AL: Chapman grounded out. Gehringer walked. Ruth was called out on strikes (as Gehringer stole second), Gehrig grounded out.


NL: Hafey singled. Terry singled. Berger hit into a double play. Bartell struck out.

AL: Simmons flied out. Dykes walked. Ferrell flied out. Gomez singled (Dykes scored). Chapman forced Gomez.                                       (AL 1 - -NL O)


NL: Wilson grounds out. Hallahan flies out. Martin pops out.

AL: Gehringer walks. Ruth 2 run homerun. Gehrig walks. Warneke comes in to pitch.

Simmons hits into a DP. Dykes singles. Cronin flies out.     (AL 3 – NL 0)

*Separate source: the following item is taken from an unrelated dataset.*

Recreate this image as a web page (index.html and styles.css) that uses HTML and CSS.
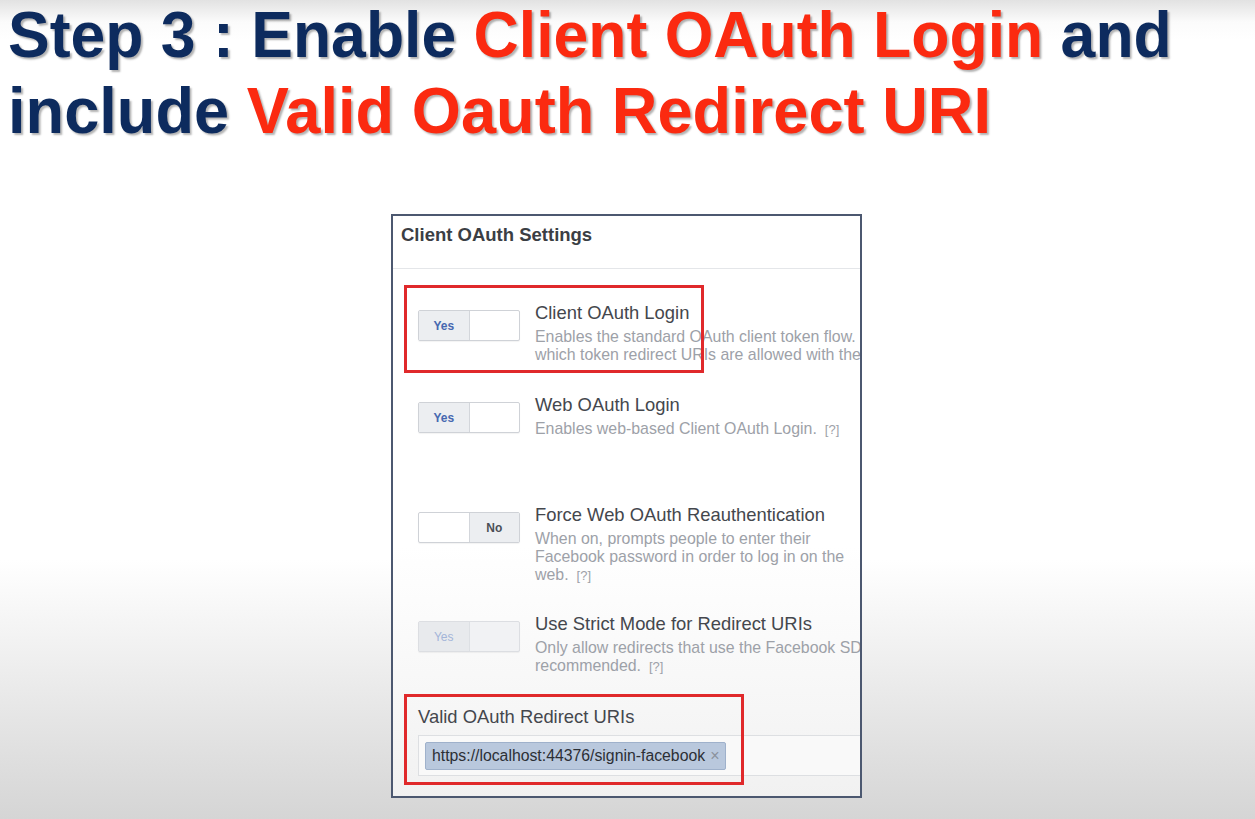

NL: Crowder comes in to pitch. Frisch lines out. Klein grounds out. Hafey pops out.

AL: Ferrell flies out. Crowder and Chapman ground out.


NL: Terry, Berger, and Bartell ground out.

AL: Gehringer flies out. Ruth singles. Gehrig strikes out. Simmons singles. Dykes forces Simmons.


NL: O’Doul hits for Wilson and grounds out. Warneke triples. Martin grounds out. Frisch homers. Klein singles. Hafey grounds out.    AL 3 – NL 2)

AL: Hartnett replaces O’Doul. Cronin singles. Ferrell forced out. Averill bats for Crowder & singles. Chapman singles. Gehringer flies out. Ruth strikes out. AL 4- NL 2


NL: Grove replaces Averill. Terry singles. Berger forces Terry. Traynor bats for Bartell and doubles Hartnett strikes out. English bats for Warneke and flies out.

AL: Hubbell replaces Traynor. Gehrig walks. Simmons force out. Dykes singles. Cronin pops out. Ferrell grounds out.


NL: Martin strikes out. Frisch singles. Klein lines out. Hafey lines out to Ruth who catches it over the wall.

AL: Waner replaces Klein. Grove grounds out. Chapman strikes out. Gehringer lines out.


NL: Terry grounds out. Berger lines out Cuccinello bats for Hubbell and ends the game by lining out.